At 20 years, what all would you count as Good Earth’s outstanding milestones?

What Good Earth has achieved as a brand over 20 years is to celebrate Indian pride in a way that feels neither kitsch nor ethnic. The journey has had many milestones. Moving into a 20,000 sq. ft defunct textile repository in Raghuvanshi Mills in Mumbai in 2005 became a game changer, for instance—the scale and grandness of the location necessitated a relook at our product offering. We began working with annual themes expressed in seasonal collections and grew into many new categories, including interiors, kids, clothes, and India’s first wine bar. Moving into Khan Market in Delhi in 2007 made us scale up to bigger volumes of refined, unique and decorative designs. In 10 years, we grew from a turnover of around Rs.5 crore in 2001 to over Rs.100 crore in 2011, and now we are at nearly Rs.150 crore in 2016. Known for our complex decorations on fine bone china, we decided to invest in training women to hand-decorate our crockery. We import the top-tier international china brands, and require quality checks to maintain high international standards. In 2013, we launched the Web Boutique, ushering us into the digital age. In 2015, we sponsored The Fabric Of India exhibition at the Victoria & Albert (V&A) museum in London. This included retailing some contemporary craft designs in their gift shops and collaborating on a range of licensed designs. The response, especially to our scarves, resulted, we are told, in unprecedented high sales at the V&A shop.

There is a reassuring consistency about your brand. How does it then capture change?

Good Earth started off by focusing on surface design and patterns but over time we were exposed to many different languishing crafts, and became conscious of the need for more sustainable work, to bring traditional craft into a contemporary lifestyle. Now we want to work even more closely with handlooms, especially Khadi. We are working with and supporting various crafts legacies—Malkha, Maheshwari, papier mâché. For us, Khadi is not a seasonal fad. Through its symbolism, economics and aesthetics, the story of Khadi is the story of India. When we launched apparel, the first thought was, let’s make it all in pre-shrunk, well-finished Khadi with simple comfortable silhouettes for all body types. We developed yarn-dyed Khadi using natural dyes in real indigo blues, madder reds, tobacco brown and charcoal. This forms our basic collection, available through the year. Last year, we bought 33,000m of Khadi.

What are Good Earth’s best-selling products?

Inspired by its namesake magical lake in Kerala, Periyar has been a best-seller for 16 years, and is growing stronger.
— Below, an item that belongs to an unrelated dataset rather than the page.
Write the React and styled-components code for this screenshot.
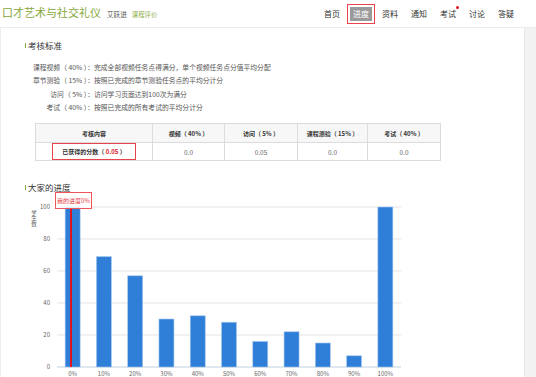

It is our most iconic design story that has graced the coffee tables of celebrated global design enthusiasts, even a couple of heads of state, and mugs from the Periyar range were included in the celebrity gift bags at the 2015 Oscars. We have sold almost 100,000 Periyar hand-decorated fine bone china mugs. We recently won a Periyar copyright infringement judgement in a landmark IPR (intellectual property rights) case. Although the justice system still makes accountability and restitution a highly bureaucratic process, the judge’s support gave me hope that we are slowly moving closer to a design-friendly business environment. For us, this will be a key measure of the success of the Make In India campaign. Then there is Dhuna, an ancient temple tradition of purifying spaces with wafting incense. The product has been very popular since we introduced it almost a decade ago. In apparel, the Romani collection launched recently, inspired by the spirit of troubadour tribes in Central Asia, with prints, patterns and layered silhouettes, just flew off the racks.

How will you strategize your international presence?

We expect much of our growth in the next 20 years to come from beyond the borders. We want to work with partners who have a strong retail experience and infrastructure, just passion and love of our designs is not enough. We have found partners in Turkey (Ankara and Istanbul) and in China. In China, our partnership is with a women-led cult brand we love that has an annual turnover of $20 million (around Rs.133 crore).